____ Supplied data

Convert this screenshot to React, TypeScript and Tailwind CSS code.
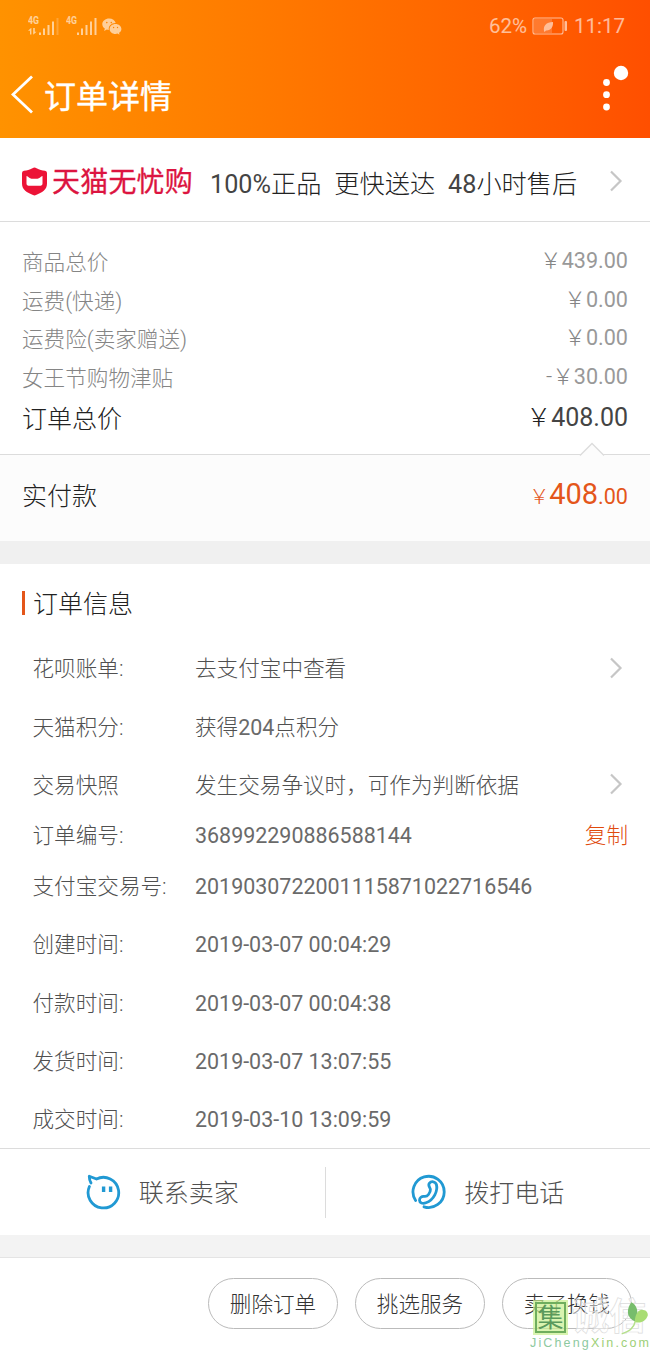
import { ReactNode } from 'react'

interface PriceRow {
  label: string
  value: string
}

interface InfoRow {
  label: string
  value: ReactNode
  height: string
  arrow?: boolean
  copy?: boolean
}

const priceRows: PriceRow[] = [
  { label: '商品总价', value: '439.00' },
  { label: '运费(快递)', value: '0.00' },
  { label: '运费险(卖家赠送)', value: '0.00' },
  { label: '女王节购物津贴', value: '30.00' },
]

const infoRows: InfoRow[] = [
  { label: '花呗账单:', value: '去支付宝中查看', height: 'h-[59px]', arrow: true },
  { label: '天猫积分:', value: <>获得<Num>204</Num>点积分</>, height: 'h-[58px]' },
  { label: '交易快照', value: '发生交易争议时，可作为判断依据', height: 'h-[58px]', arrow: true },
  { label: '订单编号:', value: <Num>368992290886588144</Num>, height: 'h-[43px]', copy: true },
  { label: '支付宝交易号:', value: <Num>2019030722001115871022716546</Num>, height: 'h-[58px]' },
  { label: '创建时间:', value: <Num>2019-03-07 00:04:29</Num>, height: 'h-[59px]' },
  { label: '付款时间:', value: <Num>2019-03-07 00:04:38</Num>, height: 'h-[58px]' },
  { label: '发货时间:', value: <Num>2019-03-07 13:07:55</Num>, height: 'h-[58px]' },
  { label: '成交时间:', value: <Num>2019-03-10 13:09:59</Num>, height: 'h-[58px]' },
]

const actions = ['删除订单', '挑选服务', '卖了换钱']

// digits are one step heavier but paler than the Chinese text around them
function Num({ children }: { children: ReactNode }) {
  return <span className="text-[21.450px] font-normal text-[#6a6a6a]">{children}</span>
}

function Chevron() {
  return (
    <svg className="h-[22px] w-[14px] shrink-0" viewBox="0 0 14 22" fill="none" stroke="#c6c6c6" strokeWidth="2.2">
      <path d="M2 1.5 11.5 11 2 20.5" />
    </svg>
  )
}

function Signal({ data }: { data?: boolean }) {
  return (
    <svg className="h-[22px] w-[32px]" viewBox="0 0 32 22" fill="#fff">
      <text x="0" y="9" fontSize="10" fontWeight="700" fontFamily="Roboto, sans-serif" textLength="11" lengthAdjust="spacingAndGlyphs">
        4G
      </text>
      {data && <path d="M3 13 0 15.800h2V19.500h1.400V13zM5.500 19.500 8.500 16.800H6.800V13H5.200v6.500z" />}
      <path d="M11 17.500h2v2.500h-2zM15 13.500h2v6.500h-2zM19.500 10h2v10h-2zM24 6.500h2v13.500h-2z" />
      <path d="M28.500 3h2v17h-2z" opacity={data ? 0.35 : 1} />
    </svg>
  )
}

function WechatIcon() {
  return (
    <svg className="h-[17px] w-[20px]" viewBox="0 0 20 17">
      <path fill="#fff" d="M7.200.5C3.300.5.300 3 .300 6.200c0 1.800 1 3.400 2.500 4.400L2.200 13l2.600-1.400c.6.200 1.400.3 2 .3C6.200 8 9.400 5 13.700 5.100 13 2.400 10.400.5 7.200.5z" />
      <path fill="#fff" d="M13.500 5.900c-3.300 0-5.900 2.200-5.900 5s2.600 5 5.900 5c.7 0 1.400-.1 2-.3l2 1.100-.5-1.900c1.500-.9 2.400-2.300 2.400-3.900 0-2.800-2.600-5-5.900-5z" />
      <g fill="#fe8505">
        <circle cx="4.800" cy="4.600" r=".8" />
        <circle cx="9.300" cy="4.600" r=".8" />
        <circle cx="11.600" cy="9.500" r=".7" />
        <circle cx="15.500" cy="9.500" r=".7" />
      </g>
    </svg>
  )
}

function Battery() {
  return (
    <svg className="h-[18px] w-[36px]" viewBox="0 0 36 18">
      <rect x="1" y="1" width="30" height="16" rx="2" fill="none" stroke="#fff" strokeWidth="1.100" />
      <rect x="2" y="2" width="18" height="14" fill="#fff" opacity=".3" />
      <path d="M12 14c-1-5 2-9 9-9 .5 5-2.500 9-7 8.500L12.500 15z" fill="#fff" />
      <rect x="32.500" y="4" width="2.500" height="10" rx="1" fill="#fff" />
    </svg>
  )
}

function Header() {
  return (
    <header className="h-[138px] bg-linear-to-r from-[#ff9200] to-[#ff4f00] text-white">
      <div className="flex h-[52px] items-center pl-7 pr-[25px] opacity-60">
        <Signal data />
        <div className="ml-[6px]">
          <Signal />
        </div>
        <div className="ml-[4px]">
          <WechatIcon />
        </div>
        <div className="ml-auto flex items-center text-[20.500px]">
          <span>62%</span>
          <span className="ml-[5px]">
            <Battery />
          </span>
          <span className="ml-[6px]">11:17</span>
        </div>
      </div>
      <div className="flex h-[86px] items-center pl-[11px] pr-[21px]">
        <svg className="h-[40px] w-[23px]" viewBox="0 0 23 40" fill="none" stroke="#fff" strokeWidth="2.800">
          <path d="M21 1.500 2 19.500 21 37.500" />
        </svg>
        <h1 className="ml-[10px] pt-[3px] text-[32px] font-normal leading-10 [-webkit-text-stroke:0.400px_white]">订单详情</h1>
        <div className="ml-auto flex h-[60px]">
          <svg className="h-[60px] w-[28px]" viewBox="0 0 28 60" fill="#fff">
            <circle cx="5.500" cy="17.500" r="3.400" />
            <circle cx="5.500" cy="29.700" r="3.400" />
            <circle cx="5.500" cy="42" r="3.400" />
            <circle cx="20" cy="8" r="7.200" />
          </svg>
        </div>
      </div>
    </header>
  )
}

function ServiceBar() {
  return (
    <section className="flex h-[84px] items-center border-b border-[#dcdcdc] pl-[21px] pr-[27px] pt-[5px] text-[25.200px] text-[#222]">
      <svg className="mb-[2px] h-[29px] w-[27px]" viewBox="0 0 27 29">
        <path d="M11.500 1.200Q13.500 0 15.500 1.200C18.500 2.800 21 3.300 24 3.700Q26 4 26 6v10.500C26 23 21 25.500 15 28.100q-1.500.7-3 0C6 25.500 1 23 1 16.500V6Q1 4 3 3.700C6 3.300 8.500 2.800 11.500 1.200z" fill="#ec1337" />
        <path d="M5.500 9c1.800.2 3 2.700 5 2.700h6c2 0 3.200-2.500 5-2.700v7.500c0 1.300-.8 2.200-2 2.200h-12c-1.200 0-2-.9-2-2.200z" fill="#fff" />
      </svg>
      <span className="ml-[4px] pt-[2px] text-[28px] font-normal tracking-[0.200px] text-[#dc1440] [-webkit-text-stroke:0.300px_#dc1440]">天猫无忧购</span>
      <div className="ml-[17px] flex gap-[13px] pt-[5px]">
        <span>
          <span className="font-normal text-[#444]">100%</span>正品
        </span>
        <span>更快送达</span>
        <span>
          <span className="font-normal text-[#444]">48</span>小时售后
        </span>
      </div>
      <span className="ml-auto pb-[2px]">
        <Chevron />
      </span>
    </section>
  )
}

function PriceSummary() {
  return (
    <section className="h-[232px] px-[22px] pt-[22px] text-[21.600px]">
      {priceRows.map((row, i) => (
        <div key={row.label} className="flex h-[38.600px] items-center justify-between text-[#858585]">
          <span>{row.label}</span>
          <span className="pb-1">
            {/* the last row is a discount */}
            {i === 3 && '-'}￥<span className="font-normal text-[#999]">{row.value}</span>
          </span>
        </div>
      ))}
      <div className="flex h-[43px] items-center justify-between text-[25px] text-[#222]">
        <span>订单总价</span>
        <span className="pb-1">
          ￥<span className="font-normal text-[#444]">408.00</span>
        </span>
      </div>
    </section>
  )
}

function PaidBar() {
  return (
    <section className="relative flex h-[87px] items-center justify-between border-t border-[#dcdcdc] bg-[#fcfcfc] px-[22px] pb-[3px] text-[25px] text-[#222]">
      {/* notch pointing at the total above */}
      <svg className="absolute right-[45px] top-[-13px] h-[14px] w-[26px]" viewBox="0 0 26 14">
        <path d="M1 13.500 13 1.500 25 13.500" fill="#fcfcfc" stroke="#dcdcdc" strokeWidth="1.300" />
      </svg>
      <span>实付款</span>
      <span className="flex items-baseline pb-[3px] text-[21.600px] font-normal text-[#e4561a]">
        <span className="text-[20px] font-light">￥</span>
        <span className="text-[29px]">408</span>
        <span>.00</span>
      </span>
    </section>
  )
}

function OrderInfo() {
  return (
    <section className="text-[21.600px] text-[#505050]">
      <div className="flex h-[75px] items-center pl-[22px] pt-1">
        <span className="mb-[2px] h-[24px] w-[3px] bg-[#e4561a]" />
        <h2 className="ml-[8px] pt-[2px] text-[25px] text-[#222]">订单信息</h2>
      </div>
      {infoRows.map((row) => (
        <div key={row.label} className={`flex items-center pl-[32.500px] pr-[22px] pt-[2px] ${row.height}`}>
          <span className="w-[162.500px] shrink-0">{row.label}</span>
          <span className="whitespace-nowrap">{row.value}</span>
          {row.arrow && (
            <span className="ml-auto mr-[5px] pb-1">
              <Chevron />
            </span>
          )}
          {row.copy && <button className="ml-auto text-[#e04a0c]">复制</button>}
        </div>
      ))}
    </section>
  )
}

function ContactItem({ icon, label }: { icon: ReactNode; label: string }) {
  return (
    <button className="flex flex-1 items-center justify-center gap-[17px]">
      {icon}
      <span className="pt-[4px]">{label}</span>
    </button>
  )
}

function ContactBar() {
  return (
    <section className="flex h-[87px] items-center border-t border-[#dcdcdc] text-[25px] text-[#505050]">
      <ContactItem
        label="联系卖家"
        icon={
          <svg className="h-[36px] w-[36px]" viewBox="0 0 36 36" fill="none" stroke="#2199d3" strokeWidth="2.800" strokeLinecap="round" strokeLinejoin="round">
            <path d="M3.400 12.500A15.300 15.300 0 1 0 10.500 5L3.300 2.200C3.200 4.500 3.700 6.700 5 9" />
            <path d="M17.600 12.500v5.500M24.600 12.500v5.500" strokeWidth="3.400" strokeLinecap="butt" />
          </svg>
        }
      />
      <div className="h-[51px] w-px bg-[#dcdcdc]" />
      <ContactItem
        label="拨打电话"
        icon={
          <svg className="h-[36px] w-[36px]" viewBox="0 0 36 36" fill="none" stroke="#2199d3" strokeWidth="2.800" strokeLinecap="round" strokeLinejoin="round">
            <path d="M4.600 26.500A15.600 15.600 0 1 1 13 32.800" />
            <path d="M18.300 9.300c2-2.500 6-2 7.100 1.200 1.700 6-2.400 15.500-10.400 18.300-3.500 1.200-6.500 0-6.500-2.500 0-2.600 2.200-4.300 4.800-3.900 2 .3 3-.3 4.200-1.900 1.500-1.900 2-3.300 1.900-5-.1-2-2.800-3.700-1.100-6.200z" />
          </svg>
        }
      />
    </section>
  )
}

function Watermark() {
  return (
    <div className="absolute bottom-0 right-0 h-[52px] w-[120px]">
      <div className="flex h-[39px] items-center pl-[3px]">
        <span className="bg-[#c9f08f]/70 p-[2px]">
          <span className="flex h-[31px] w-[31px] items-center justify-center border-2 border-[#6fae5e] text-[26px] font-normal leading-none text-[#5a9a5c]">集</span>
        </span>
        <span className="ml-[4px] text-[37px] font-bold leading-none text-white/50 [-webkit-text-stroke:0.700px_#dcdcdc]">诚信</span>
      </div>
      <p className="whitespace-nowrap font-['Liberation_Sans',sans-serif] text-[12.500px] font-normal leading-[13px] tracking-[2.150px] text-[#8dc9a0]">
        JiCheng<span className="text-[#9dcf78]">Xin.com</span>
      </p>
      <svg className="absolute right-0 top-[3px] h-[34px] w-[34px]" viewBox="0 0 30 30">
        <path d="M17 18C9 15 9 7 13.500 1 18 3 21 9 17 18z" fill="#77bd6c" />
        <path d="M16.500 18.500C17 10 21 7 24 8c3 0 4.500 3 4 5-2 5-6 7-11.500 5.500z" fill="#a9dd74" />
        <path d="M17 18c-1 5-5 9-12 11" fill="none" stroke="#b5e08a" strokeWidth="1.300" />
      </svg>
    </div>
  )
}

export default function App() {
  return (
    <main className="relative h-[1350px] w-[650px] overflow-hidden bg-white font-[Roboto,'Noto_Sans_CJK_SC',sans-serif]">
      <Header />
      <div className="font-light">
        <ServiceBar />
        <PriceSummary />
        <PaidBar />
        <div className="h-[23px] bg-[#f0f0f0]" />
        <OrderInfo />
        <ContactBar />
        <div className="h-[22px] bg-[#f3f3f3]" />
        <footer className="flex h-[93px] items-start justify-end gap-[17px] border-t border-[#e4e4e4] pr-[18px] pt-[20px]">
          {actions.map((label) => (
            <button key={label} className="h-[51px] w-[130px] rounded-full border border-[#bbb] pt-[3px] text-[21.600px] text-[#333]">
              {label}
            </button>
          ))}
        </footer>
      </div>
      <Watermark />
    </main>
  )
}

________

• **Task instructions**: Leave the pictures out and please restate exactly the lines running from the start of the material through the one with "const actions = ['删除订单', '挑选服务', '卖了换钱']".

• **Response to the task**:
Convert this screenshot to React, TypeScript and Tailwind CSS code.
import { ReactNode } from 'react'

interface PriceRow {
  label: string
  value: string
}

interface InfoRow {
  label: string
  value: ReactNode
  height: string
  arrow?: boolean
  copy?: boolean
}

const priceRows: PriceRow[] = [
  { label: '商品总价', value: '439.00' },
  { label: '运费(快递)', value: '0.00' },
  { label: '运费险(卖家赠送)', value: '0.00' },
  { label: '女王节购物津贴', value: '30.00' },
]

const infoRows: InfoRow[] = [
  { label: '花呗账单:', value: '去支付宝中查看', height: 'h-[59px]', arrow: true },
  { label: '天猫积分:', value: <>获得<Num>204</Num>点积分</>, height: 'h-[58px]' },
  { label: '交易快照', value: '发生交易争议时，可作为判断依据', height: 'h-[58px]', arrow: true },
  { label: '订单编号:', value: <Num>368992290886588144</Num>, height: 'h-[43px]', copy: true },
  { label: '支付宝交易号:', value: <Num>2019030722001115871022716546</Num>, height: 'h-[58px]' },
  { label: '创建时间:', value: <Num>2019-03-07 00:04:29</Num>, height: 'h-[59px]' },
  { label: '付款时间:', value: <Num>2019-03-07 00:04:38</Num>, height: 'h-[58px]' },
  { label: '发货时间:', value: <Num>2019-03-07 13:07:55</Num>, height: 'h-[58px]' },
  { label: '成交时间:', value: <Num>2019-03-10 13:09:59</Num>, height: 'h-[58px]' },
]

const actions = ['删除订单', '挑选服务', '卖了换钱']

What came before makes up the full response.